Underhood the Road Runner sports the original 400-cid engine — Chrysler moving to the larger displacement with their 383-cid engine line in the early 1970s. The engine was over-bored 0.030 inch, outfitted with fresh pistons, and then fully blueprinted to ensure durability and performance.
Key to Johnson’s initial attraction to the ’73 Road Runner was the vast amount of original paperwork that accompanied the car. From the window sticker (original price was $5,300) to the buildsheet found in the webbing of the back seat structure, the history of this car is well documented.

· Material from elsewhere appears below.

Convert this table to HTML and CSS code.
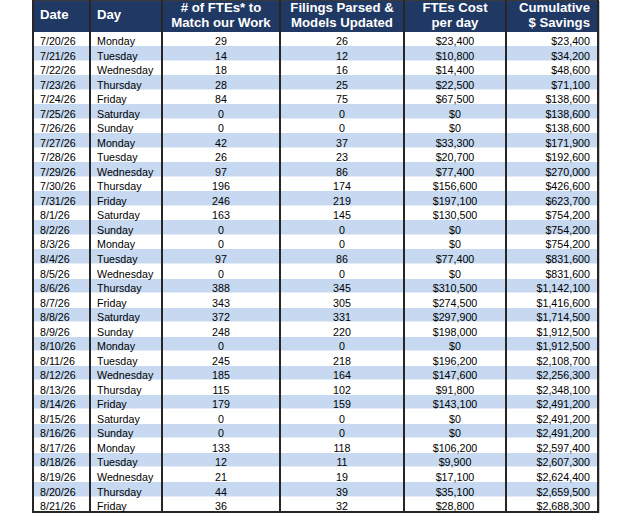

The elegant shape of the ’73 Road Runner is demonstrated here. The stance of the body looks just right floating over the Radial T/AS, which are set in motion through the factory Hemi-spec Torqueflite transmission. A TCI torque converter with a 2,300- to 2,500-stall speed and 3.55:1 Posi rear gearing (up from the factory original 3.23:1 unit) means this Mopar really jumps when the throttle is mashed.
Roger Gibson Automotive reworked the Vinyl Deluxe interior to achieve the current condition. A custom amp system and speakers greatly enhance the output of the AM/FM radio. The addition of the aftermarket Auto Meter tachometer keeps tabs on the engine rpm and a fully restored console with factory-spec Slap Stick shifter stands ready for action.

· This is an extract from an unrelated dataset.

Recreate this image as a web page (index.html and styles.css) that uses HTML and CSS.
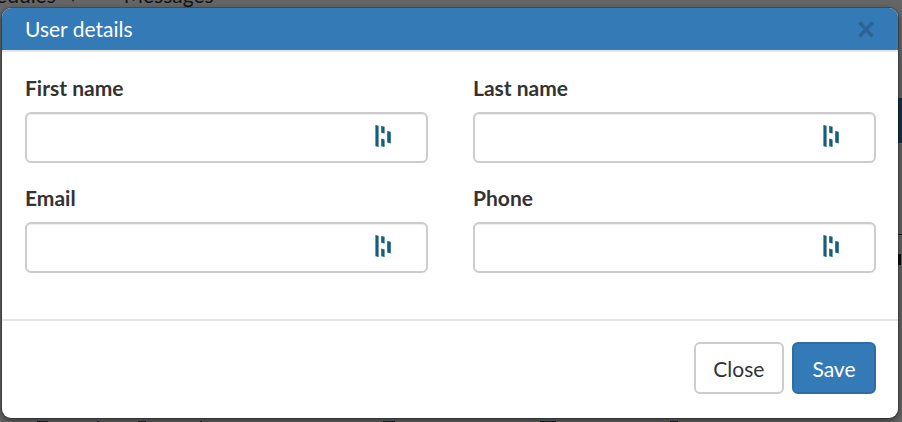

The last year of “big chrome” before the arrival of the 1974 Bumper Impact Cushions, the ’73 Road Runner is a classic shape. Just for the record, Rob’s son, Miles, was assigned the task of making the rear quarter perfect by his grandfather. Looks like he did a good job.

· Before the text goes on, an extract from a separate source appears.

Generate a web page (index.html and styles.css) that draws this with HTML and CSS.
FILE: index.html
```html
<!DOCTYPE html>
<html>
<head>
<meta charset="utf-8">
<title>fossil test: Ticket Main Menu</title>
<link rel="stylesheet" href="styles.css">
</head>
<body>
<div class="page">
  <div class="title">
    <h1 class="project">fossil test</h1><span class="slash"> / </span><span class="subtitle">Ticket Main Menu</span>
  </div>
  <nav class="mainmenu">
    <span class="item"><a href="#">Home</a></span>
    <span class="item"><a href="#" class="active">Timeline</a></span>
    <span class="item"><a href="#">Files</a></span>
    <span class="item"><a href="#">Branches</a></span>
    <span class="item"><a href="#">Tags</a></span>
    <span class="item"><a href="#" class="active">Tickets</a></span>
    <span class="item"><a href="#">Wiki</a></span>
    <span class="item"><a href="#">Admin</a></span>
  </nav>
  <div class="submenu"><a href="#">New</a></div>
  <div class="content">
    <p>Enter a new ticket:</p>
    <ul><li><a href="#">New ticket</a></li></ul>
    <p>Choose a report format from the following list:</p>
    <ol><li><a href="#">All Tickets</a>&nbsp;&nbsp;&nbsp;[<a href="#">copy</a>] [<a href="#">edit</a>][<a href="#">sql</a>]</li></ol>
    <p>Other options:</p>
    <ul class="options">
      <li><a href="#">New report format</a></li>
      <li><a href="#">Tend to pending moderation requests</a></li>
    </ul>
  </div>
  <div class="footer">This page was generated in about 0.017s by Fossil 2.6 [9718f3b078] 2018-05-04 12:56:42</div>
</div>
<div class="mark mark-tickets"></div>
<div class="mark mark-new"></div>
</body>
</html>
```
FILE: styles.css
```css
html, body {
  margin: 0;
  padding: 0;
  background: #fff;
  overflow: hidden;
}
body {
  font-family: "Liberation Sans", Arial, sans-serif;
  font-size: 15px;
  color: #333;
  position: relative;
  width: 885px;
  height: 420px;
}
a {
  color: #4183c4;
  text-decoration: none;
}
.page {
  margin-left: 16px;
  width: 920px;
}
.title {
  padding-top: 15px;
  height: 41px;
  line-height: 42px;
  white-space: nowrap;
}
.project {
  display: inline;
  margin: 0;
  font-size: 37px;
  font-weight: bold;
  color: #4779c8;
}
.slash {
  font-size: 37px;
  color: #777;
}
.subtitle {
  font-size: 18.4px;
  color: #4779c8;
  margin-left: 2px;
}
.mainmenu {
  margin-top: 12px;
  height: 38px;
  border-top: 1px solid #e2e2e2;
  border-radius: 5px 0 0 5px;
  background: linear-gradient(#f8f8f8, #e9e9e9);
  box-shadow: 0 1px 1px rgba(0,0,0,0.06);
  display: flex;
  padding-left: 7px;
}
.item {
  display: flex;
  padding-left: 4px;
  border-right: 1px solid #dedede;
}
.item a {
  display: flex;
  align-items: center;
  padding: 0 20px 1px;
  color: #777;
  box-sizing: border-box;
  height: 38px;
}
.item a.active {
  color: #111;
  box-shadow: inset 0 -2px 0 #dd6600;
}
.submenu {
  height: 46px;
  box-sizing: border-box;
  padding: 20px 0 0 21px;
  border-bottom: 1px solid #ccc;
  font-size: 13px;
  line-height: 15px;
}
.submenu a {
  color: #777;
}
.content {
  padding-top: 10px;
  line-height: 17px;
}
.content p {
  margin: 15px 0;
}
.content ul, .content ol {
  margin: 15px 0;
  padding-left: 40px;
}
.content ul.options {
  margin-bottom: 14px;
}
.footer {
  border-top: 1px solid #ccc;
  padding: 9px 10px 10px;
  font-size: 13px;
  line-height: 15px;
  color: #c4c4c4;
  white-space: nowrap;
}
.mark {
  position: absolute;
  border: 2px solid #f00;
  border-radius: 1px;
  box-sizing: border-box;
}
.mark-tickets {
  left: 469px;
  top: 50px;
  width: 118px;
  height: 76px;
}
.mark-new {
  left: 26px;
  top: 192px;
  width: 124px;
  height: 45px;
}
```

Rob knows every piece of the ’73 Road Runner starting with the engine, which has been lightly enhanced for added power. Under the factory original air cleaner is the original Carter Thermoquad carburetor, which was reworked by Rob’s buddy, Bryant Seller at Jet Performance. The engine sports an Edelbrock intake manifold for increased breathability and a Comp Cams 440-cid Six Pack Mopar engine camshaft backed up with freshened Mopar valvetrain components.
No matter where you look, the details of the engine compartment are impressive. From the factory A/C compressor to the upgraded gel-type battery (brought to factory appearance) and the Hot Box Mopar CD ignition module, it just looks right. The upgraded Mopar Performance valve covers are a nice enhancement, and the factory exhaust manifolds were port matched and ceramic coated to ensure they never lose their original gray appearance.
The car is supported with 15x7 American Racing wheels up front wrapped with 245/60-15 T/A Radial tires. In the rear, sizing jumps up to 15x8 Americans and 275/60-15 tires.